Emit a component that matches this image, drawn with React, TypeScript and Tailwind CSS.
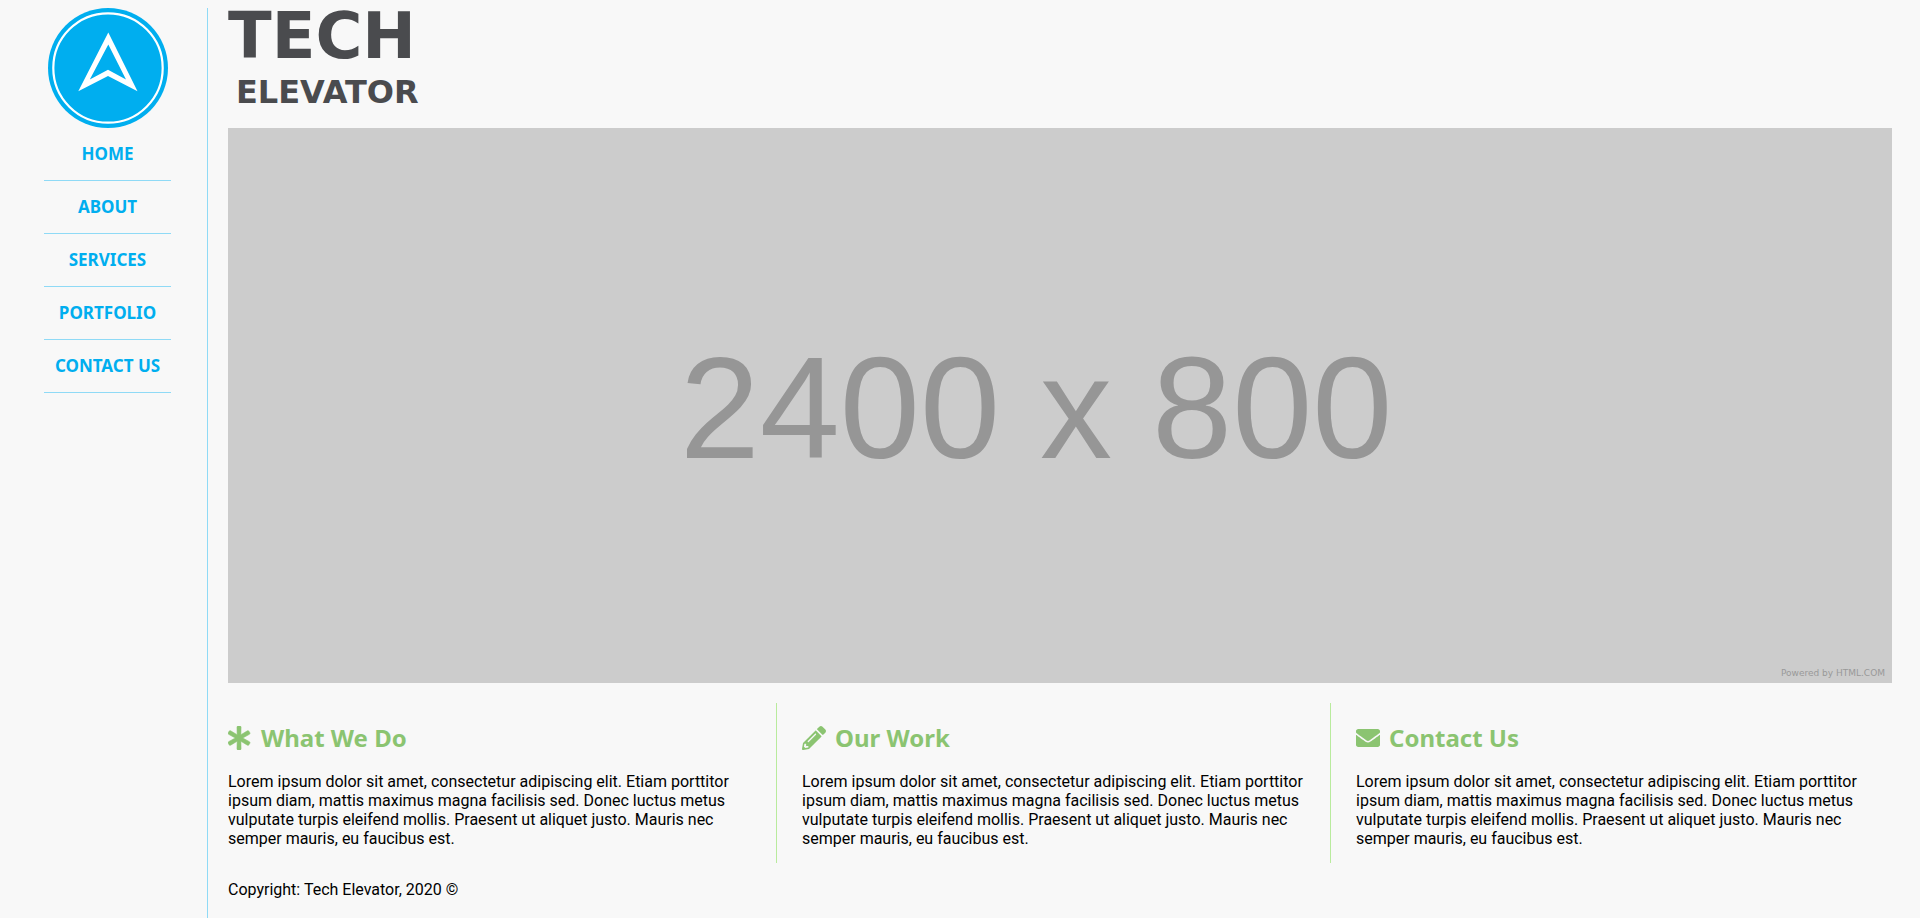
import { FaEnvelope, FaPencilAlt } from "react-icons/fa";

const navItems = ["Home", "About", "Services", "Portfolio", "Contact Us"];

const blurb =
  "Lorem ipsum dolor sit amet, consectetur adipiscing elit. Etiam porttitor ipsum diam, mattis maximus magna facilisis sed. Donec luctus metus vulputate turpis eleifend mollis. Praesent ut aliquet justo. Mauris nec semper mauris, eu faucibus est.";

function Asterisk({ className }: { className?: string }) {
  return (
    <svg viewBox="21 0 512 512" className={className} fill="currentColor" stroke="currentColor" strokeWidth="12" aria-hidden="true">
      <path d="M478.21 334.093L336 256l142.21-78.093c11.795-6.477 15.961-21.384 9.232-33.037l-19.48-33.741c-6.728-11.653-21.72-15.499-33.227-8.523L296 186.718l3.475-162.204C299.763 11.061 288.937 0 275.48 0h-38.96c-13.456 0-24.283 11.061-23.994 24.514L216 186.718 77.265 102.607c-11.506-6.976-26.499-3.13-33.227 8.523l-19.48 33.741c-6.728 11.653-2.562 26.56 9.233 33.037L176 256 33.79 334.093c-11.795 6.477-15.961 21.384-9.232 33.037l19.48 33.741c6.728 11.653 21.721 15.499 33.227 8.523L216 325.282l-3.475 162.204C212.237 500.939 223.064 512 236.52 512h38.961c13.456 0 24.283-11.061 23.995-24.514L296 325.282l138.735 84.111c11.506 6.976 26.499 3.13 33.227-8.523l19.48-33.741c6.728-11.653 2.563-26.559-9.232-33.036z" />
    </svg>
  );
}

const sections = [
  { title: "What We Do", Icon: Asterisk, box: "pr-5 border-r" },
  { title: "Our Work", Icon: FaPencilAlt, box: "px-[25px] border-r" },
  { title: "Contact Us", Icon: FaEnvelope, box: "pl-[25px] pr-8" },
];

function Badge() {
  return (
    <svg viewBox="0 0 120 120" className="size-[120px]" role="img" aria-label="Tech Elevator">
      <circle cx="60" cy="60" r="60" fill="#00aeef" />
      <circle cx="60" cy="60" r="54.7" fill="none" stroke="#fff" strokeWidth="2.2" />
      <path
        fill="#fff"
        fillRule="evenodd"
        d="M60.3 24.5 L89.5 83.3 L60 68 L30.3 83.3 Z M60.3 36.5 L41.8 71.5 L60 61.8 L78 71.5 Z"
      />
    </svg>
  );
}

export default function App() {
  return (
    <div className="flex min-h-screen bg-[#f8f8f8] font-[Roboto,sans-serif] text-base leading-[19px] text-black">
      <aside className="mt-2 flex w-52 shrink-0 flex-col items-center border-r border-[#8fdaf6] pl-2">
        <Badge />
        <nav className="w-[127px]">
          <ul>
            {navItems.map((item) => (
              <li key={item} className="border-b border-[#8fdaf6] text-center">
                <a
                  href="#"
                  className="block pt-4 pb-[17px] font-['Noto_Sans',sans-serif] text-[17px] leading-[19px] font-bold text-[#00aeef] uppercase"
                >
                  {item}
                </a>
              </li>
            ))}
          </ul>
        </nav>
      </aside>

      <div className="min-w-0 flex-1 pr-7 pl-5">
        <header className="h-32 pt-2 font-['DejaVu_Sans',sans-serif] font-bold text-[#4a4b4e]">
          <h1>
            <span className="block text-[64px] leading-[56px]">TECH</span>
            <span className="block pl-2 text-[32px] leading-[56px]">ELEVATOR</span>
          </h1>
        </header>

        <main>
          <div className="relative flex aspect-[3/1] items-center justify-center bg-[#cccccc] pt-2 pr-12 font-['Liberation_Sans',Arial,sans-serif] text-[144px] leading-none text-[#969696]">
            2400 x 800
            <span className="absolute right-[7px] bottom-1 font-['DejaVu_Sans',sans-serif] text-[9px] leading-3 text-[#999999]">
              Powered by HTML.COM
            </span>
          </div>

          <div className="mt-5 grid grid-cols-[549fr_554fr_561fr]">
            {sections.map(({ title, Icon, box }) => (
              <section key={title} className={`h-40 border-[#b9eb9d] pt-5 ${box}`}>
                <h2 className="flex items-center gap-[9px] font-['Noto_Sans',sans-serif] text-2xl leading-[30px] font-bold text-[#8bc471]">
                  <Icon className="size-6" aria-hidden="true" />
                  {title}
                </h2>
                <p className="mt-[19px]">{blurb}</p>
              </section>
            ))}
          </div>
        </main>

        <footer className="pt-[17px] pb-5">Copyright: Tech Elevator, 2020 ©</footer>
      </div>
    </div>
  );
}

## PROBLEM STATEMENT
Omitting all pictures, restate exactly the lines of the material from its start through the line that contains "ipsum dolor sit".

## THE OUTPUT
Emit a component that matches this image, drawn with React, TypeScript and Tailwind CSS.
import { FaEnvelope, FaPencilAlt } from "react-icons/fa";

const navItems = ["Home", "About", "Services", "Portfolio", "Contact Us"];

const blurb =
  "Lorem ipsum dolor sit amet, consectetur adipiscing elit. Etiam porttitor ipsum diam, mattis maximus magna facilisis sed. Donec luctus metus vulputate turpis eleifend mollis. Praesent ut aliquet justo. Mauris nec semper mauris, eu faucibus est.";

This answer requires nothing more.